For the last decade, the United States has seen high numbers of unaccompanied children crossing the southwest border. This has put HHS in a precarious position. The agency has struggled to balance the need to prevent children from languishing for months or years in shelters (where standards of care can vary greatly) and the need to ensure that the adults they are entrusted to are in fact trustworthy. When the government moves too slowly, by requiring reams of paperwork and security checks, children are unnecessarily separated from their caregivers. When it moves too quickly, children are handed over to people who do not care for them enough. It’s a difficult balance issue, especially because the stakes are so high—but any mistake is unforgivable. HHS and the Department of Labor have already announced a series of actions they will take in the coming weeks to crack down on exploitation of migrant children – including an audit of the HHS sponsor vetting process.

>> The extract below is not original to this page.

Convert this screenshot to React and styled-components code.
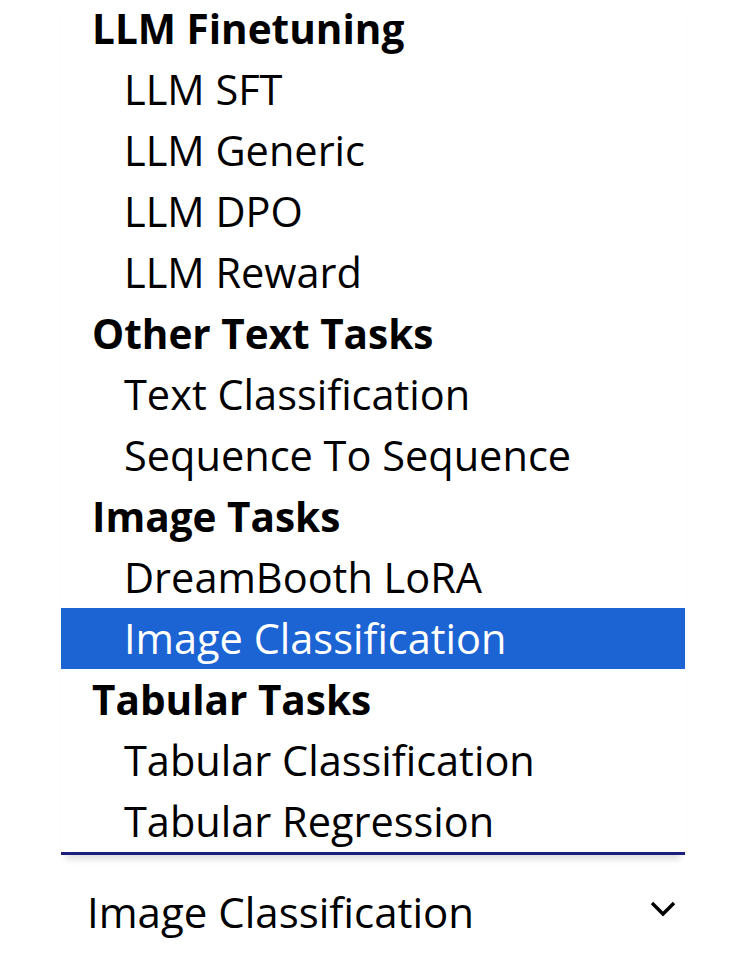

But continued scrutiny from Congress and the public is likely, and deserved.

But there’s also a second policy failure at play when tens of thousands of children are arriving in the United States without close relatives already here to care for them. And that one is easier to fix—or at least easier not to make worse—than careful recalibration of HHS vetting procedures.

Growing Limitations on Asylum

The second policy failure is limiting asylum for families coming to the United States, such that parents feel the only way to ensure safety for their child is to send them on alone.

This isn’t hypothetical. For the last half decade, the U.S. has prevented most migrants from pursuing asylum cases here—first under the Remain in Mexico policy, which forced people into overcrowded shelters or dangerous border encampments in northern Mexico while their asylum cases were pending, then under the Title 42 “public health” policy which has simply expelled them to Mexico with no asylum claim at all. For much of that time, the government has retained protections for unaccompanied children, but not for families. As a result, families who have already traveled nearly all the way to the U.S., with the intention of arriving and seeking protection together, have instead decided to split up at the journey’s end so that their children can pursue immigration cases alone.

Just last week, the Los Angeles Times wrote a piece about parents making such a decision after repeated failed attempts to schedule appointments to arrive at a U.S. port of entry using the CBP One app. As the U.S. has made the app all but the only way to seek asylum without being subject to Title 42, demand for appointments has far exceeded the number of available appointments. As a result, asylum remains all but inaccessible for many families—to the point where they must choose between staying together or sending their children to supposed safety alone.

The Asylum Transit Ban Would Make a Bad Situation Worse

But instead of expanding access to asylum, the Biden administration is posed to further restrict it. Under a regulation proposed last week, which the administration expects to put into effect once Title 42 ends in May, most asylum seekers who didn’t use the CBP One app to schedule an appointment (or seek asylum and get rejected in another country they traveled through, such as Mexico) would be presumed ineligible for asylum at all. They would have to follow a convoluted process with extremely high standards to qualify for any protection.

The regulation would not apply to children arriving without their parents. But it would apply to children arriving with them. In other words, the Biden administration is set to double down on the situation the LA Times depicted: parents being forced to choose between protection for their children and family unity.

When families plan for a child to travel to the U.S. alone, they have time and opportunity to find a support network for the child here—a close relative or trusted friend who will sponsor and care for them. When they make the decision at the last minute, they may lack that opportunity—or simply not know anyone in the U.S. who can care for the child. Those are the children most likely to fall through the cracks of the vetting process. And, of course, the more children are arriving unaccompanied, the more overloaded the whole system is—and the easier it is to make unforgivable mistakes.

The Biden administration is likely to face tough questions about the HHS vetting process. But it should also be asked why it insists on restricting asylum for families, when it knows the result will be more parents making an impossible choice between safety for their children and unity—and risking that the child ends up with neither.